Les résistants du maquis du col de Néronne, à 3.000 mètres à vol d’oiseau, ont-ils joué un rôle ? Mystère…
L’association Aérocherche, qui dispose d’un îlot au musée Aeroscopia, à Blagnac, s’appuie sur un réseau de 20 à 30 bénévoles à travers le monde. Son objectif, « retrouver des vestiges d’avions et les faire revivre, par l’histoire de l’appareil et des navigants ». En 2022, elle avait ainsi révélé à la fille d’un pilote de l’armée de l’air française le destin de son père, Georges Schlienger, mort dans le crash de son Heinkel 162 en 1948.
Et maintenant ?
Les recherches se tournent désormais vers trois axes. Jérôme Giolat compte formuler une demande aux archives du Comité international de la Croix-Rouge, à Genève, pour consulter le dossier du prisonnier de guerre Albert Dörrstein. Par ce biais, il pourrait aussi trouver d’éventuels descendants du mécanicien-navigant.
Autre piste : le Volksbund. Cette organisation humanitaire répertorie les sépultures militaires allemandes. Et du côté du Bundesarchiv ? Les archives militaires allemandes entreposent-elles le journal des marches de la KG-26 ? Si oui, identifie-t-il les pertes du 27 juillet 1944 ?
Le Junkers Ju 88
Environ 15.000 Ju 88 ont été fabriqués par la firme allemande Junkers de 1936 et 1945. L’avion était un bimoteur très polyvalent, extrêmement sollicité par la Luftwaffe durant la Seconde Guerre mondiale. Des dizaines de variantes de l’appareil sont sorties des usines. Celui retrouvé écrasé contre les flancs du puy Violent « est un modèle de fabrication tardive, l’évolution A17, utilisé comme torpilleur », détaille Jérôme Giolat.

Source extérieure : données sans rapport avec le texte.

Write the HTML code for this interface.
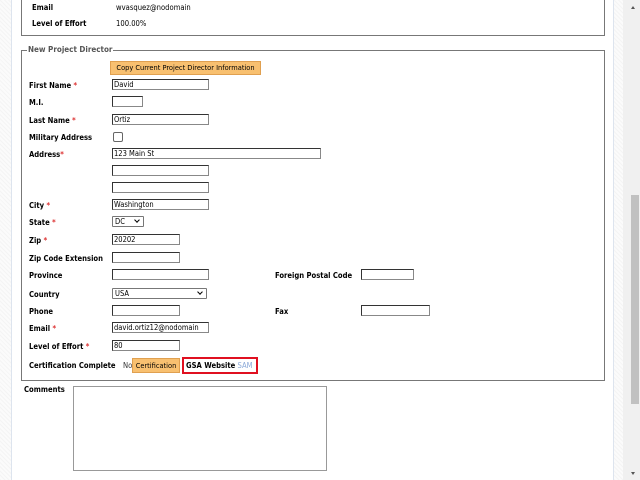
<!DOCTYPE html>
<html><head><style>
body{margin:0;width:640px;height:480px;overflow:hidden;background:#fff;font-family:"DejaVu Sans Condensed","DejaVu Sans","Liberation Sans",sans-serif;font-stretch:condensed;font-size:7.6px;color:#000;position:relative}
div{white-space:nowrap}
.a{position:absolute}
.l{position:absolute;left:29px;font-weight:bold;font-size:7.6px;line-height:10px;margin-top:1px}
.r{color:#d33}
.i{position:absolute;left:112px;height:9px;border:1px solid #333;border-right-color:#888;border-bottom-color:#888;font-size:7.5px;line-height:9px;padding-left:1px;background:#fff;overflow:hidden}
.s{position:absolute;height:9px;border:1px solid #777;border-radius:1px;font-size:7.5px;line-height:9px;padding-left:2px;background:#fff}
.s:after{content:"";position:absolute;right:4px;top:1px;width:3px;height:3px;border-right:1.3px solid #000;border-bottom:1.3px solid #000;transform:rotate(45deg)}
.pat{background:repeating-linear-gradient(45deg,#f4f4f4 0 1px,#fbfbfb 1px 3px)}
</style></head><body>
<div class="a pat" style="left:0;top:0;width:11px;height:480px;border-right:1px solid #dde4ee"></div>
<div class="a pat" style="left:613px;top:0;width:10px;height:480px;border-left:1px solid #dde4ee"></div>
<div class="a" style="left:623px;top:0;width:17px;height:480px;background:#f0f0f0"></div>
<div class="a" style="left:631px;top:4px;width:0;height:0;border:2.5px solid transparent;border-bottom:3px solid #555"></div>
<div class="a" style="left:631px;top:472px;width:0;height:0;border:2.5px solid transparent;border-top:3px solid #555"></div>
<div class="a" style="left:631px;top:195px;width:8px;height:209px;background:#c1c1c1"></div>

<div class="a" style="left:21px;top:-2px;width:582px;height:37px;border:1px solid #777;border-top:none"></div>
<div class="a" style="left:32px;top:3px;font-weight:bold">Email</div>
<div class="a" style="left:116px;top:3px">wvasquez@nodomain</div>
<div class="a" style="left:32px;top:19px;font-weight:bold">Level of Effort</div>
<div class="a" style="left:116px;top:19px">100.00%</div>

<div class="a" style="left:21px;top:50px;width:582px;height:329px;border:1px solid #777"></div>
<div class="a" style="left:27px;top:45px;background:#fff;padding:0 1px;font-weight:bold;color:#555;font-size:8px">New Project Director</div>
<div class="a" style="left:110px;top:61px;width:149px;height:12px;background:#f8c070;border:1px solid #e0a050;font-size:7.4px;line-height:12px;text-align:center">Copy Current Project Director Information</div>

<div class="l" style="top:80px">First Name <span class="r">*</span></div><div class="i" style="top:79px;width:94px">David</div>
<div class="l" style="top:97px">M.I.</div><div class="i" style="top:96px;width:28px"></div>
<div class="l" style="top:115px">Last Name <span class="r">*</span></div><div class="i" style="top:114px;width:94px">Ortiz</div>
<div class="l" style="top:132px">Military Address</div><div class="a" style="left:113px;top:132px;width:8px;height:8px;border:1px solid #666;border-radius:2px"></div>
<div class="l" style="top:149px">Address<span class="r">*</span></div><div class="i" style="top:148px;width:206px">123 Main St</div>
<div class="i" style="top:165px;width:94px"></div>
<div class="i" style="top:182px;width:94px"></div>
<div class="l" style="top:200px">City <span class="r">*</span></div><div class="i" style="top:199px;width:94px">Washington</div>
<div class="l" style="top:217px">State <span class="r">*</span></div><div class="s" style="left:112px;top:216px;width:28px">DC</div>
<div class="l" style="top:235px">Zip <span class="r">*</span></div><div class="i" style="top:234px;width:65px">20202</div>
<div class="l" style="top:253px">Zip Code Extension</div><div class="i" style="top:252px;width:65px"></div>
<div class="l" style="top:270px">Province</div><div class="i" style="top:269px;width:94px"></div>
<div class="l" style="left:275px;top:270px">Foreign Postal Code</div><div class="i" style="left:361px;top:269px;width:50px"></div>
<div class="l" style="top:289px">Country</div><div class="s" style="left:112px;top:288px;width:91px">USA</div>
<div class="l" style="top:306px">Phone</div><div class="i" style="top:305px;width:65px"></div>
<div class="l" style="left:275px;top:306px">Fax</div><div class="i" style="left:361px;top:305px;width:66px"></div>
<div class="l" style="top:323px">Email <span class="r">*</span></div><div class="i" style="top:322px;width:94px">david.ortiz12@nodomain</div>
<div class="l" style="top:341px">Level of Effort <span class="r">*</span></div><div class="i" style="top:340px;width:65px">80</div>
<div class="l" style="top:360px">Certification Complete</div>
<div class="a" style="left:123px;top:361px;color:#333">No</div>
<div class="a" style="left:132px;top:358px;width:46px;height:13px;background:#f8c070;border:1px solid #e0a050;font-size:7.4px;line-height:13px;text-align:center">Certification</div>
<div class="a" style="left:182px;top:357px;width:70px;height:13px;border:2px solid #e01020;line-height:13px;padding-left:2px"><b>GSA Website</b> <span style="color:#8aa8d8">SAM</span></div>

<div class="l" style="left:24px;top:384px">Comments</div>
<div class="a" style="left:73px;top:386px;width:252px;height:83px;border:1px solid #999"></div>
</body></html>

Tous les indices que le Cantalien a pu rassembler confortent l’hypothèse d’un avion tombé à la fin du conflit plutôt qu’au début : le type de camouflage (assez clair) ; la date de fabrication des maillons de bande de mitrailleuse (février 1942)… Enfin, il n’a pas été « nettoyé » par les troupes allemandes, alors que leur politique consistait à « ramasser tout ce qui tombait ». L’abandon de cette épave tend donc à prouver que la Libération de la région n’était qu’une question de jours.